> _Task statement_: Collect each line holding the string "styles".

> _Dataset content_:
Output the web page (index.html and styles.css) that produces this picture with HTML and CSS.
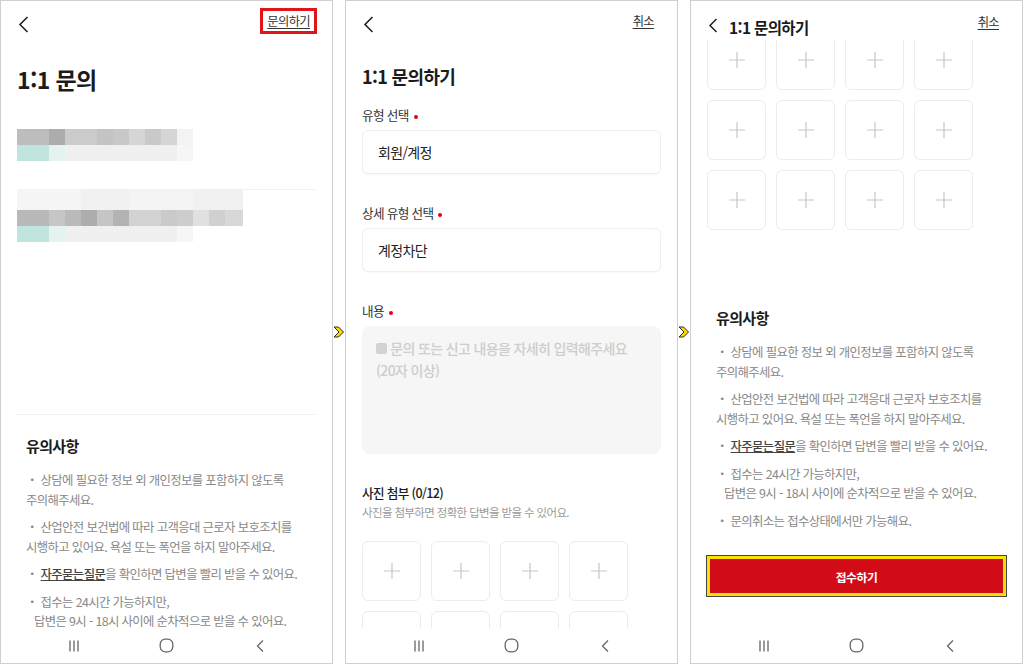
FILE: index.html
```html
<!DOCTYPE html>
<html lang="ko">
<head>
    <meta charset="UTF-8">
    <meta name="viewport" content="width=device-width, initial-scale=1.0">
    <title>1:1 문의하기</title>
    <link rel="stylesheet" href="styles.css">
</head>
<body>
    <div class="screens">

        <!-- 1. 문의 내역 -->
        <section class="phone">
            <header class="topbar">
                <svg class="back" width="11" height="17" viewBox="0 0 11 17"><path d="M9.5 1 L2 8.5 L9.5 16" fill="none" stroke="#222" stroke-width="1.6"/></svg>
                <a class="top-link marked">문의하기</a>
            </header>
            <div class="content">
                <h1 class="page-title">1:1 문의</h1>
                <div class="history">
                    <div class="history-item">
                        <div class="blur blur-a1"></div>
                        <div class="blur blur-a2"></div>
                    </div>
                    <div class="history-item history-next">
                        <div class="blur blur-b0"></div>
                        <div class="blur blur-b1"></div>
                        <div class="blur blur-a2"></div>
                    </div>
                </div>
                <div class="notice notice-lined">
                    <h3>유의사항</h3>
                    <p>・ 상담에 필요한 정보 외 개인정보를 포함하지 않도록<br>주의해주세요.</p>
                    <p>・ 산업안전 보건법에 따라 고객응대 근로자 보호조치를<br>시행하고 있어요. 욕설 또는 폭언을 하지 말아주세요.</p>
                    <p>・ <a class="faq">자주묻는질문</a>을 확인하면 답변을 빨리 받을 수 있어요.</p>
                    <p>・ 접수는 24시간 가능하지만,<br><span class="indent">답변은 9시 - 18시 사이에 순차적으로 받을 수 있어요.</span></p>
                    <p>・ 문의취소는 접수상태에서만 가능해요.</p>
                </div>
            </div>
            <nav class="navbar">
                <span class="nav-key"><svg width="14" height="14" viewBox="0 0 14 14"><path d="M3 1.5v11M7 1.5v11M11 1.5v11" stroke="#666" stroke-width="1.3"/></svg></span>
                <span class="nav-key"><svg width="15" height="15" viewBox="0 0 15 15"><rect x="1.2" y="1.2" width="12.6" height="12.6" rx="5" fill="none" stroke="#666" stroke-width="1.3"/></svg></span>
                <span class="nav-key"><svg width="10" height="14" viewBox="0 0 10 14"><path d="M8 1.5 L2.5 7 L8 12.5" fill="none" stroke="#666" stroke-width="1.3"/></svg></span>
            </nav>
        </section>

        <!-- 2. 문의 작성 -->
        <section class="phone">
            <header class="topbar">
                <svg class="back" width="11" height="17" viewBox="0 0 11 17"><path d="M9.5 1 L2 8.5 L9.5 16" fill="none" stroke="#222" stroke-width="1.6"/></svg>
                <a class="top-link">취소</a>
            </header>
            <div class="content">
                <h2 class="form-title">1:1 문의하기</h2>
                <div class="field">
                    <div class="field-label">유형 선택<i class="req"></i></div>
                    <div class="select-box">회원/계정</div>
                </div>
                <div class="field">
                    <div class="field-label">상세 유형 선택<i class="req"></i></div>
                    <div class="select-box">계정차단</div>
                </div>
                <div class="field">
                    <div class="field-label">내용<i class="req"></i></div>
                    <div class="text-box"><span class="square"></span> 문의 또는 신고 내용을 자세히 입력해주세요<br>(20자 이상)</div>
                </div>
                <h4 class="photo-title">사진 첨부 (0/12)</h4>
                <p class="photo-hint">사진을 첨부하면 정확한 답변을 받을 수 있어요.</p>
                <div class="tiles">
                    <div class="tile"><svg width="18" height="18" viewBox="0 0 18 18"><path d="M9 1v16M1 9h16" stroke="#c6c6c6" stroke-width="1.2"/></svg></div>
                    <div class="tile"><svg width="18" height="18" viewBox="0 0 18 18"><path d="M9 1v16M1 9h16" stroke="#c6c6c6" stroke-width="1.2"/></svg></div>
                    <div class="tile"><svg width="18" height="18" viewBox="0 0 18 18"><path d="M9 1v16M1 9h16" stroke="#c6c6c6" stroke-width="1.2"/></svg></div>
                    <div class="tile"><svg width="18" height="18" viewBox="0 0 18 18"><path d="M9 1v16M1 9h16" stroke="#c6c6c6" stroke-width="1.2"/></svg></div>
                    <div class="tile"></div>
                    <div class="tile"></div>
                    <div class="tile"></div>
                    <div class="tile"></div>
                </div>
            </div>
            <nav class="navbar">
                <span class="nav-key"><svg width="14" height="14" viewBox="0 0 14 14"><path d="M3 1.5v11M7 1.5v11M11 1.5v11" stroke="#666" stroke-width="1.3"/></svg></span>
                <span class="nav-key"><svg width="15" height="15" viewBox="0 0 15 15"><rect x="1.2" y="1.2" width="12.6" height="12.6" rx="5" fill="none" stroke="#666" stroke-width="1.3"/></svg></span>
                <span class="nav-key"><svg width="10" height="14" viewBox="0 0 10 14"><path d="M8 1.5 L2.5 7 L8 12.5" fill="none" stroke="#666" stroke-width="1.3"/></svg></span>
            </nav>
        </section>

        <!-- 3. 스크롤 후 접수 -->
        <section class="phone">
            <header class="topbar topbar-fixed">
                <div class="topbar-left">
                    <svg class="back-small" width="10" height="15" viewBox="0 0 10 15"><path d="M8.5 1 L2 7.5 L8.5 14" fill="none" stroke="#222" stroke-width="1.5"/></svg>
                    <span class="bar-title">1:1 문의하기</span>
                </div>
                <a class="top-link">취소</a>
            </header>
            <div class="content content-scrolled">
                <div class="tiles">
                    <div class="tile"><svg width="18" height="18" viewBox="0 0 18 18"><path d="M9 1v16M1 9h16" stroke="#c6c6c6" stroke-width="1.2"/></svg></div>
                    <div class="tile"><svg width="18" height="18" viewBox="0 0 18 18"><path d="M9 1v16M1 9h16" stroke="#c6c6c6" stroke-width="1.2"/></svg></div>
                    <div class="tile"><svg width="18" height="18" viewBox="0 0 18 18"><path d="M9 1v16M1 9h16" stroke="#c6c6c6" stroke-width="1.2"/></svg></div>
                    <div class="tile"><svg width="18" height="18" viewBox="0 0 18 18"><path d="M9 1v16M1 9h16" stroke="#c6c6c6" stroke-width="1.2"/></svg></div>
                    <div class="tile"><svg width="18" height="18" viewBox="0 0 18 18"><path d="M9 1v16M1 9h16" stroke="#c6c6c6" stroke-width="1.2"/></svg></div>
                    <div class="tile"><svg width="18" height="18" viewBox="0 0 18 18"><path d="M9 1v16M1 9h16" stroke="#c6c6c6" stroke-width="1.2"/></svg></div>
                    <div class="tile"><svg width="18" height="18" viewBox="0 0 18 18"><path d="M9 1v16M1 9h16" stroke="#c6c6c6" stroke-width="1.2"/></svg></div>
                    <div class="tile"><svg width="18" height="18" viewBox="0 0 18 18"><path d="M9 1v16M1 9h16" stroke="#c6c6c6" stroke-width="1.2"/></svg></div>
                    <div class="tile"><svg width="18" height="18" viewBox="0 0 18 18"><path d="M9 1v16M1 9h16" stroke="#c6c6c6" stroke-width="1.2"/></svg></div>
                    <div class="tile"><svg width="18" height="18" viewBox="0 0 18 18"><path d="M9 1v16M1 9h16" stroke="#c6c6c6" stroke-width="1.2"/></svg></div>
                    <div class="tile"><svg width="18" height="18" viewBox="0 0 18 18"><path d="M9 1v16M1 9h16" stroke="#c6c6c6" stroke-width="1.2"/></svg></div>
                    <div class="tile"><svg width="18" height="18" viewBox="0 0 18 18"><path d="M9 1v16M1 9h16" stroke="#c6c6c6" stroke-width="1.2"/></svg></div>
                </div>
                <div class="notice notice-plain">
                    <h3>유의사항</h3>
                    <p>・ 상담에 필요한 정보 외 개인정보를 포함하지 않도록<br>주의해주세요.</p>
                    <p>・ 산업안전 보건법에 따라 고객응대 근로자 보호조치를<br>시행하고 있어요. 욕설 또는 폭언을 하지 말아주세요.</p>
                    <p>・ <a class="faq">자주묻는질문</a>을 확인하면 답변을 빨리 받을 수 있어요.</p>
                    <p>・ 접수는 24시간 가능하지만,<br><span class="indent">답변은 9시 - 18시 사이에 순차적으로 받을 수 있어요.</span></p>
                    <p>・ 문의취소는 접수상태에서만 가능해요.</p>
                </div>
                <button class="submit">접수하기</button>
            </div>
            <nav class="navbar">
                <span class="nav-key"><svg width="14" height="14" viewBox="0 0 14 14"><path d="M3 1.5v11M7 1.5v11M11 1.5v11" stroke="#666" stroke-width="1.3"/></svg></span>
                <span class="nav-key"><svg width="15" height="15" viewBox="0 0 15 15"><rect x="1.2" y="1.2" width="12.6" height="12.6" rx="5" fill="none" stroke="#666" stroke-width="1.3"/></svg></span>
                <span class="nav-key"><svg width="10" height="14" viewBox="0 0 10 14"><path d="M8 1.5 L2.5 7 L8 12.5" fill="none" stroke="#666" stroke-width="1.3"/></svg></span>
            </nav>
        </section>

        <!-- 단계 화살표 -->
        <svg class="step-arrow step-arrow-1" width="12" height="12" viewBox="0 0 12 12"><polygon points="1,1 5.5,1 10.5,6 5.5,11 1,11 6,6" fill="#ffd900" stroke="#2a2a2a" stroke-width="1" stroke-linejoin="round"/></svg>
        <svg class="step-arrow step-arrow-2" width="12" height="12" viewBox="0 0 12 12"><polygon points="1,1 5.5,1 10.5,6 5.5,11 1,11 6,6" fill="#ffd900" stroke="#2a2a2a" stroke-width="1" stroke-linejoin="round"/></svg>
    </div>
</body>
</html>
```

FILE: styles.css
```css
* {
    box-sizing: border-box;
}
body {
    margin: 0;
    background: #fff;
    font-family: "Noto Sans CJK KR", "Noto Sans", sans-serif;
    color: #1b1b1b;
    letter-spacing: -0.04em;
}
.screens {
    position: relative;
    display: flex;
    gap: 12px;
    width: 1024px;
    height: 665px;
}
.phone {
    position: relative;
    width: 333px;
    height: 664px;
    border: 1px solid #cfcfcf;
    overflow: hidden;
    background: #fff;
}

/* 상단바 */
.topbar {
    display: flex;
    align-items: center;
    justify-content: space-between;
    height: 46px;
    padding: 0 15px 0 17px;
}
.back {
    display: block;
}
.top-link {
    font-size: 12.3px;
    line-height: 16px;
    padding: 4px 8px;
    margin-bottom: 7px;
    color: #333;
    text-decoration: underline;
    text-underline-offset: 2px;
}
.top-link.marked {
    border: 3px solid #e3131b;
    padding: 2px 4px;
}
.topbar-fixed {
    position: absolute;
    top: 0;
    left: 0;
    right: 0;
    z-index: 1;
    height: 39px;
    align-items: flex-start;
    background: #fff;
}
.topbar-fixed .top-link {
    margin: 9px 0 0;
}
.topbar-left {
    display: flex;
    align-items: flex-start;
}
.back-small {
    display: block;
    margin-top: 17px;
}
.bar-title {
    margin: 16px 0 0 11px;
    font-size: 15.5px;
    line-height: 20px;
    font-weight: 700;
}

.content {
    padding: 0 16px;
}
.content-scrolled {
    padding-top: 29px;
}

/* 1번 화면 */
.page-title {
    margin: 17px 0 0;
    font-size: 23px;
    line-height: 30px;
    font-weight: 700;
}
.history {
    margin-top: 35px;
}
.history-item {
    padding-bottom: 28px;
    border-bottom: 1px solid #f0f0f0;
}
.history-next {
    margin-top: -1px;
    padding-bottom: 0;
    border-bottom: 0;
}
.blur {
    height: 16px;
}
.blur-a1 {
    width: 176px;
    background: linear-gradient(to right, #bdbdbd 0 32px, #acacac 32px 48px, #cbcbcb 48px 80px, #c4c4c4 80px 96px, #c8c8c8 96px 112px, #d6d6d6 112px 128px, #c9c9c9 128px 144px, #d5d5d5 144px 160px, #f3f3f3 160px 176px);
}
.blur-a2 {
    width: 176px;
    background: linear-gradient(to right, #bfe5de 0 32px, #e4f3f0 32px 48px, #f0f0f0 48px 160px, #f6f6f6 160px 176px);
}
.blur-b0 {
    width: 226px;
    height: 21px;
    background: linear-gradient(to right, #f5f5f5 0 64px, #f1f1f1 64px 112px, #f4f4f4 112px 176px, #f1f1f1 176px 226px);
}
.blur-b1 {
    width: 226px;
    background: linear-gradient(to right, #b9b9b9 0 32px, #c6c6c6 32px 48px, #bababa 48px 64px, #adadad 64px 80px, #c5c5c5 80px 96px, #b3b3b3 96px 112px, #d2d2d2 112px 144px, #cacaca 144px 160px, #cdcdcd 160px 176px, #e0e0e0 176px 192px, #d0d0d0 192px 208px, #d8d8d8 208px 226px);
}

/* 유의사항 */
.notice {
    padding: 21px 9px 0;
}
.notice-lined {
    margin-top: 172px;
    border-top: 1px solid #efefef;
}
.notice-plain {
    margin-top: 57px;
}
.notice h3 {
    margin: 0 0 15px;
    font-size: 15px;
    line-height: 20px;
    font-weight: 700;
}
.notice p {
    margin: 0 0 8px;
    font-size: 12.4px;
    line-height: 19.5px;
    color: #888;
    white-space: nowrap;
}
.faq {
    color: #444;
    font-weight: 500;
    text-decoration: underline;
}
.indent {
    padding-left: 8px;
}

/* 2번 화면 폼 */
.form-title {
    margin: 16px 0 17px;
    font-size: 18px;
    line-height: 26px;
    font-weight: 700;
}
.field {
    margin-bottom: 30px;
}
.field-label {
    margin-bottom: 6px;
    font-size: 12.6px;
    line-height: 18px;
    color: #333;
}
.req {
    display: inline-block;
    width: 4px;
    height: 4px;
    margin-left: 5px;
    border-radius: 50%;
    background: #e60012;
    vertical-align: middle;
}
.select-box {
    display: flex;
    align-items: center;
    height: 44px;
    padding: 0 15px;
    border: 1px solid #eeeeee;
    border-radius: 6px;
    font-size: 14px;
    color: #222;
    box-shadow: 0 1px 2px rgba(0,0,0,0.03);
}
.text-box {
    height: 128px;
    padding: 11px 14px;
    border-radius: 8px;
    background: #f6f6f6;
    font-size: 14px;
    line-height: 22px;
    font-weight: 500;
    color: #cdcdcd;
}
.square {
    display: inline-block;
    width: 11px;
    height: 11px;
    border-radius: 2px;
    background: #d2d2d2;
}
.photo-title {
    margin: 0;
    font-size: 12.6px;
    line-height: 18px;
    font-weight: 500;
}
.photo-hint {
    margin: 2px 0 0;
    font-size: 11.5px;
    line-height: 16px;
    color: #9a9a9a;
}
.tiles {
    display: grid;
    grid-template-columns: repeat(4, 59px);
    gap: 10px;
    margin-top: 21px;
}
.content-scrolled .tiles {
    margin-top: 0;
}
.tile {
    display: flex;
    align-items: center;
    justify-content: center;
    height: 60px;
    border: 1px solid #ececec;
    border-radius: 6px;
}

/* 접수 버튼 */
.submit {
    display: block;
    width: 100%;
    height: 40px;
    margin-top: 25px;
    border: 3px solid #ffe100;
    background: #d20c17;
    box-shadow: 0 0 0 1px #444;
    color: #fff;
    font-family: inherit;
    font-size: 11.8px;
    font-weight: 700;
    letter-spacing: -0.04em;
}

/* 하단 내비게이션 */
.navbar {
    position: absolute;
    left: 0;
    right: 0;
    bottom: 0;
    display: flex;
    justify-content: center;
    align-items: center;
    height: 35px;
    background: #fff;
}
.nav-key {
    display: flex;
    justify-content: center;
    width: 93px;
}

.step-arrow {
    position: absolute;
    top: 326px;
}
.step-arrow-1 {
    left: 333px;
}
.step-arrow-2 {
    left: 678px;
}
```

...

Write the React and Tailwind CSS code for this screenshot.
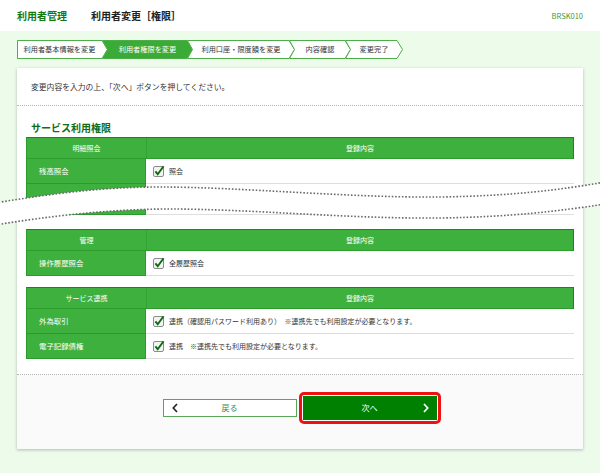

> _Complete answer_:
Output the web page (index.html and styles.css) that produces this picture with HTML and CSS.
    <link rel="stylesheet" href="styles.css">
FILE: styles.css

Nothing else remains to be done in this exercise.